What you should do:
Drop every picture. Then return, exactly, the lines from the beginning of the listing below through the one containing "const Divider = ()".

Provided data:
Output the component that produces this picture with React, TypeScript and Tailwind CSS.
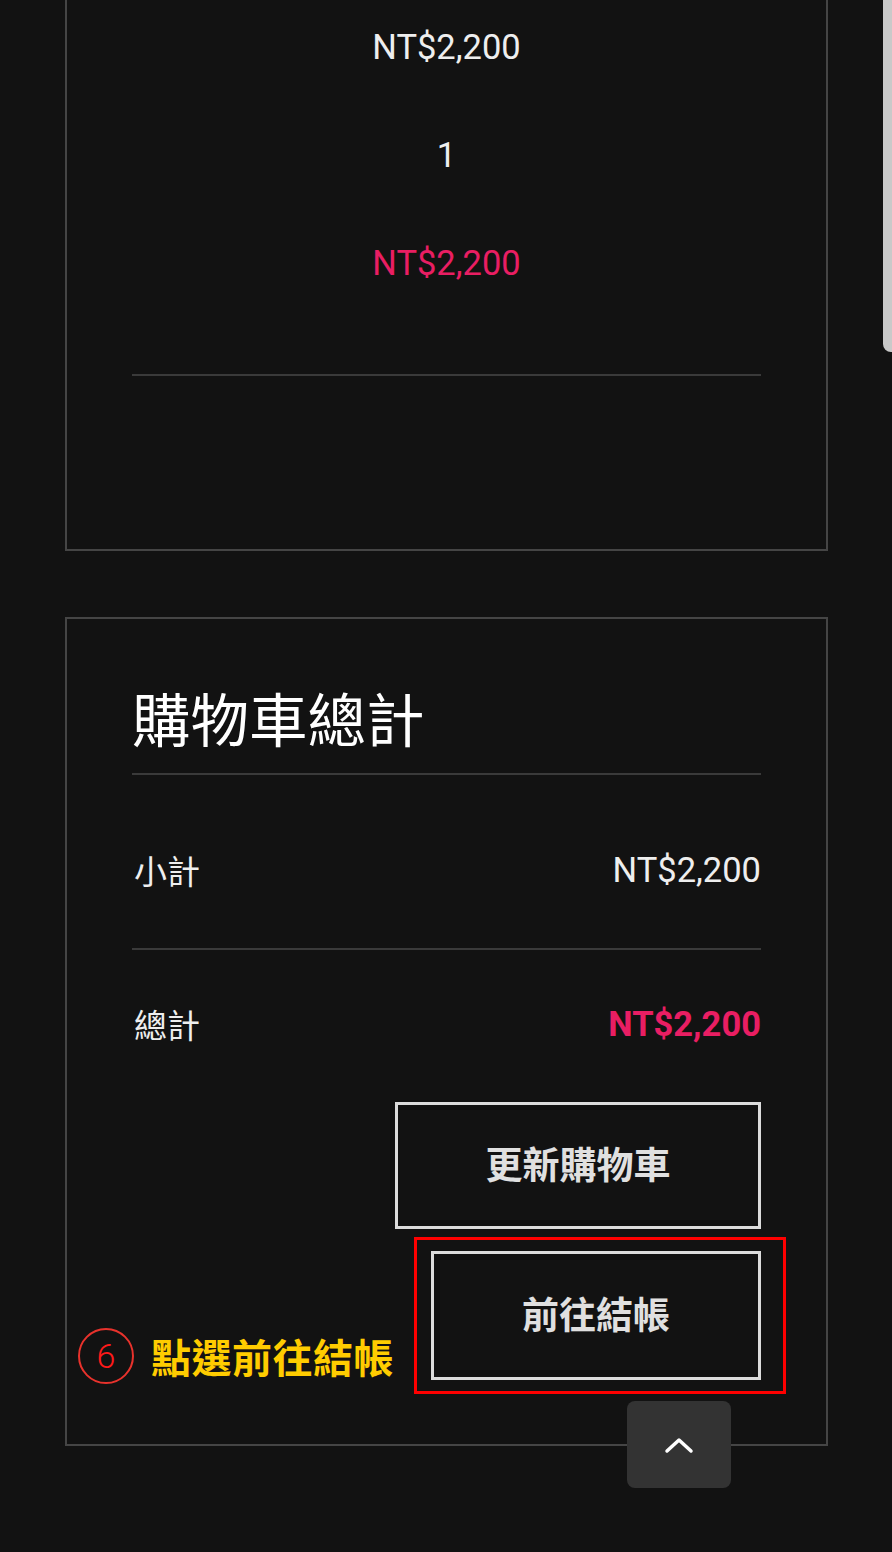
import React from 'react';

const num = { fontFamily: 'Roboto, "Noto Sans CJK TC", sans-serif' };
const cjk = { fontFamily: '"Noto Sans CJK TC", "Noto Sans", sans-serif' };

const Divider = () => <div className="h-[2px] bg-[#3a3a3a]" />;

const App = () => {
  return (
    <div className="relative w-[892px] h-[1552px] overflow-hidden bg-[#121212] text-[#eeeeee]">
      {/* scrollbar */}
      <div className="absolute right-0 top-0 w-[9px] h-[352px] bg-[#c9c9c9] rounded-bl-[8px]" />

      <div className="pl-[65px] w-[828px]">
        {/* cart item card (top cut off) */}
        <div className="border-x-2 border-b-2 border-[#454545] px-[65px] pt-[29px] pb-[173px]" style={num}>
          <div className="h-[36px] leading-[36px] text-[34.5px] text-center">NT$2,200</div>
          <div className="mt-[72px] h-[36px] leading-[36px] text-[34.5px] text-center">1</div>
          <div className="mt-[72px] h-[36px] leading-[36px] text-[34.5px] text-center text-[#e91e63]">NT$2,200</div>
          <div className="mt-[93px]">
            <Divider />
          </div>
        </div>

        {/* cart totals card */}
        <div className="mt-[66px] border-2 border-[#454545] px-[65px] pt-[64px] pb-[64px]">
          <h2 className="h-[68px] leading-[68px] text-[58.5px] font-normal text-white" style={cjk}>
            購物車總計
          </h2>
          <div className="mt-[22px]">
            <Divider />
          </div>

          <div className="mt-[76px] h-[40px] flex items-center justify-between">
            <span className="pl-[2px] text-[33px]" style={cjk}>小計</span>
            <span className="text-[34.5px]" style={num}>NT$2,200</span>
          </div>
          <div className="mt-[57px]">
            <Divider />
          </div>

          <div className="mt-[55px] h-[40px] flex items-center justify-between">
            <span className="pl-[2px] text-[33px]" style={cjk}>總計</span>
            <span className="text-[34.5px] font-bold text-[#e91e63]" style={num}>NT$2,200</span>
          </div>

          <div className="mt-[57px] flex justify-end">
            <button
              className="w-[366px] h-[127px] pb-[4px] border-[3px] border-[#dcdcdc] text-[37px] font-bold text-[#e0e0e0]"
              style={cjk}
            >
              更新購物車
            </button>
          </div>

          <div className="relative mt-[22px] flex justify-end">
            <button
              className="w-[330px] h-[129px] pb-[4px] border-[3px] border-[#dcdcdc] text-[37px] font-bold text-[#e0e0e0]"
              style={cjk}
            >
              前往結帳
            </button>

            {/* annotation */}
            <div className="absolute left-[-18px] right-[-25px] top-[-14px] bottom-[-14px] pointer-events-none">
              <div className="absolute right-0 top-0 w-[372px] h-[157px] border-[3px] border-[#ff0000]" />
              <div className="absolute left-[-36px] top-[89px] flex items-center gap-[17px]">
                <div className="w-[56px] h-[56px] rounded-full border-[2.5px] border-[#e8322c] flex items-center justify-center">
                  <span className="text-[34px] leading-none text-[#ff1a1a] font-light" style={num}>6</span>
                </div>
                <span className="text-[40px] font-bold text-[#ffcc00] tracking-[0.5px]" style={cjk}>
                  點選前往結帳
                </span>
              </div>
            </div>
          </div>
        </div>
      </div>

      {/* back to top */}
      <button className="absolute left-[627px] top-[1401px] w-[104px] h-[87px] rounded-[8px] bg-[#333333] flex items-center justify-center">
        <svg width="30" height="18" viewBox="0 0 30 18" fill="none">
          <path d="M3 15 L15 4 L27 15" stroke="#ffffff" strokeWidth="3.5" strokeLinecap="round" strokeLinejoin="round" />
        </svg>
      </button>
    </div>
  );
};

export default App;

Answer to the problem:
Output the component that produces this picture with React, TypeScript and Tailwind CSS.
import React from 'react';

const num = { fontFamily: 'Roboto, "Noto Sans CJK TC", sans-serif' };
const cjk = { fontFamily: '"Noto Sans CJK TC", "Noto Sans", sans-serif' };

const Divider = () => <div className="h-[2px] bg-[#3a3a3a]" />;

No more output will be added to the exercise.